Nuestra búsqueda de un Dios totalmente bueno es imposible sin Jesús. Jesús, Dios verdadero, nos conduce al Padre: “Yo soy el camino, la verdad y la vida; nadie viene al Padre sino por mí” (Jn 14,6). Jesús, hombre verdadero, humaniza la reverencia con su amor divino como Dios verdadero: “Ya no os llamo siervos, porque el siervo no sabe lo que hace su señor; a vosotros os he llamado amigos, porque todo lo que he oído de mi Padre os lo he dado a conocer” (Jn 15,15).
San Pablo da testimonio de la sagrada humanidad de Jesús: “Porque hay un solo Dios, y un solo mediador entre Dios y los hombres, Cristo Jesús hombre, que se entregó a sí mismo en rescate por todos” (1 Tim 2,5). Jesús, verdadero hombre, es el puente entre nuestra humanidad y la divinidad del Padre. San Pablo también da testimonio de la divinidad de Jesús: Él es “la imagen de Dios invisible” (Col 1,15), “porque en él habita corporalmente toda la plenitud de la Deidad” (Col 2,9).
La negación de la divinidad de Jesús desintegra nuestro temor al Dios todopoderoso. Nuestro temor no es reverente, es servil. La Resurrección se convierte en una historia piadosa y sin sentido. ¿Cómo podría un simple hombre vencer el pecado, el sufrimiento y la muerte? Pero la negación de la humanidad de Jesús, verdadero hombre, hace que la Cruz carezca de sentido. ¿Cómo podría Jesús, verdadero Dios, separado de la humanidad, sufrir y expiar los pecados de la humanidad?
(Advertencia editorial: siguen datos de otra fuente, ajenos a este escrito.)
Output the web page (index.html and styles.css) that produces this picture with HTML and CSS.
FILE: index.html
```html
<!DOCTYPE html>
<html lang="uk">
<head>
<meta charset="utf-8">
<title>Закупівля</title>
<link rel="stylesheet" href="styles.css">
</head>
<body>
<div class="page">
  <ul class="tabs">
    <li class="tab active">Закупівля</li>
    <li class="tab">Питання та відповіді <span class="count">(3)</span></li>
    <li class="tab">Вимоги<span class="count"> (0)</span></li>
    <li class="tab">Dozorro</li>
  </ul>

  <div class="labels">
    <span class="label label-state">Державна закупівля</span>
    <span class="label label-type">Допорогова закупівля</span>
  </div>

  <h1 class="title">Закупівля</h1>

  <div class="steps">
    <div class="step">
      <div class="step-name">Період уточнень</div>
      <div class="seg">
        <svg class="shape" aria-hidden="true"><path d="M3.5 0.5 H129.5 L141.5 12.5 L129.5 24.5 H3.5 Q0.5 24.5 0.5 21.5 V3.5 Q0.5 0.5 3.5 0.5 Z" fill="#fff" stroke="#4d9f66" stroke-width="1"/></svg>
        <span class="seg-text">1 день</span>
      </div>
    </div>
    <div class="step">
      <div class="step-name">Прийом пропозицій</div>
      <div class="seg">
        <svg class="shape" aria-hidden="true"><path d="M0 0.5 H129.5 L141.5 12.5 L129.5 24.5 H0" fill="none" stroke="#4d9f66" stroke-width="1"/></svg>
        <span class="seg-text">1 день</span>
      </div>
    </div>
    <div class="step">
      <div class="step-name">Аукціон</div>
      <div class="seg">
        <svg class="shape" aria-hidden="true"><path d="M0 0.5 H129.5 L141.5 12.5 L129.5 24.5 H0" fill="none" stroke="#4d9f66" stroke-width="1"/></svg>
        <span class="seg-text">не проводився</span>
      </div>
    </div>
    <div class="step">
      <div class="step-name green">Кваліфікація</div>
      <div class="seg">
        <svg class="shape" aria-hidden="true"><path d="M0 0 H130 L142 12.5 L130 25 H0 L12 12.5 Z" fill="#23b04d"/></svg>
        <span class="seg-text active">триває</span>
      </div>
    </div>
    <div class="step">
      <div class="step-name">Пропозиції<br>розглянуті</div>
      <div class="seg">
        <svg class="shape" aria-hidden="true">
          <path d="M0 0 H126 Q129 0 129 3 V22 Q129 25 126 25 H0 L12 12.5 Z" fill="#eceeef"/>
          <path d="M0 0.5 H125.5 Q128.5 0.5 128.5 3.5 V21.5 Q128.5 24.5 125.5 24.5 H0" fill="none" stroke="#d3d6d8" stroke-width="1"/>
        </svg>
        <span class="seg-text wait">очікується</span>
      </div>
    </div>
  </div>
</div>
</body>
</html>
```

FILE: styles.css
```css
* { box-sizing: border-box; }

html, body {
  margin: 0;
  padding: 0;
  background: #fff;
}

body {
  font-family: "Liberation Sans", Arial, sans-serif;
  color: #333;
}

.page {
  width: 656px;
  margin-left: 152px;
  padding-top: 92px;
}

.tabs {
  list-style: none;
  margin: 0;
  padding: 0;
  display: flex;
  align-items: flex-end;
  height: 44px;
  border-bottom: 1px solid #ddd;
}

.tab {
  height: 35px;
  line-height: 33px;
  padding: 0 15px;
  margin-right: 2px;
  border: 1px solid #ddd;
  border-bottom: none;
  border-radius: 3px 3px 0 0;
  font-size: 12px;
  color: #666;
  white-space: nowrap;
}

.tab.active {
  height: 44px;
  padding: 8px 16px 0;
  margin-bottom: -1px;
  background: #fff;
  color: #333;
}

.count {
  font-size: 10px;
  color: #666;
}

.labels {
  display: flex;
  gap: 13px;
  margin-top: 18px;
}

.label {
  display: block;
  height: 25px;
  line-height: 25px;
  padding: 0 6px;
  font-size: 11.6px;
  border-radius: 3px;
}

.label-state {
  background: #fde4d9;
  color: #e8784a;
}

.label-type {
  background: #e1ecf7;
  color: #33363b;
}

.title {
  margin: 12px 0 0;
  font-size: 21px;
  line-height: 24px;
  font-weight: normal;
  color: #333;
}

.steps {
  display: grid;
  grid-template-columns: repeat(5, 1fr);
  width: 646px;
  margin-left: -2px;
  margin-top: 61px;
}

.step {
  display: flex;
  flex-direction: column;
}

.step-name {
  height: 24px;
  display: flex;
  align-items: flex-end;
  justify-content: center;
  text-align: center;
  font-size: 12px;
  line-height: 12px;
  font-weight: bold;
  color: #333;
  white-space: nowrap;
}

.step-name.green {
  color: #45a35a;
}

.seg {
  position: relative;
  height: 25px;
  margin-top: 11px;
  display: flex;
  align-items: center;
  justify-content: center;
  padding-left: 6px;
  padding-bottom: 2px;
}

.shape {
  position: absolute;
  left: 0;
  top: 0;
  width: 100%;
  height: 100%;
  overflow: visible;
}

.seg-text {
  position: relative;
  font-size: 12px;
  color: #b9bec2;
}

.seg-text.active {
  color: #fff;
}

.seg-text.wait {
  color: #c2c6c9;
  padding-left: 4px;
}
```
La Iglesia primitiva corrigió ambos errores. El Concilio de Nicea afirmó a Jesús como verdadero Dios y verdadero hombre. El Concilio de Éfeso afirmó a María como la “Madre de Dios” (el Cristo integral). El Concilio de Calcedonia afirmó la unidad de las naturalezas divina y humana de Jesús en una sola Persona.
La Misa representa y refuerza a Jesús como verdadero Dios y verdadero hombre. El sacerdote saluda a la congregación con una fórmula trinitaria: “La gracia de nuestro Señor Jesucristo, el amor del Padre, y la comunión del Espíritu Santo estén con todos vosotros”. Con reverencia, ofrecemos humildemente nuestras oraciones a Dios “por Cristo nuestro Señor”. En unión con su humanidad, Jesús es el único Mediador con el Padre. En unión con su divinidad, Jesús es uno con el Padre.
Durante la Plegaria Eucarística, especialmente el Canon Romano, oramos repetidamente “por Cristo nuestro Señor”. El sacerdote toma el pan y el vino y pronuncia las palabras de la Institución mientras se pone de pie en la persona de Cristo, la Cabeza de la Iglesia, y entramos en el misterio del Santo Sacrificio. Nos dirigimos a Jesús como intercesor, verdadero hombre. “Porque no tenemos un sumo sacerdote que no pueda compadecerse de nuestras debilidades, sino uno que fue tentado en todo como nosotros, pero sin pecado” (Heb. 4:15). Jesús, verdadero hombre, en la Eucaristía es nuestro puente hacia nuestro Padre celestial.
Jesús es también Dios verdadero. La Plegaria Eucarística concluye con esta oración tan conocida: “Por Cristo, con Él y en Él, a Ti, Dios Padre omnipotente, en la unidad del Espíritu Santo, todo honor y toda gloria por los siglos de los siglos. Amén”. Esta oración es el gran final –el signo de exclamación– del Canon de la Misa. Jesús y el Padre son uno en el Espíritu: “Quien me ve a mí, ve al que me ha enviado” (Jn 12,45).
El sacerdote nos incentiva a dirigirnos a Dios, porque Jesús, verdadero Dios y verdadero hombre, nos concede su permiso: “Por mandato del Salvador y formados por la enseñanza divina, nos atrevemos a decir…” “Padre nuestro que estás en los cielos…”. Dejando de lado el temor servil al acercarnos al Todopoderoso, nos atrevemos incluso a dirigirnos a Jesús como Dios: “Señor, no soy digno de que entres en mi casa…”.
Y recibimos a Jesús, verdadero Dios y verdadero hombre, en la intimidad de la Sagrada Comunión.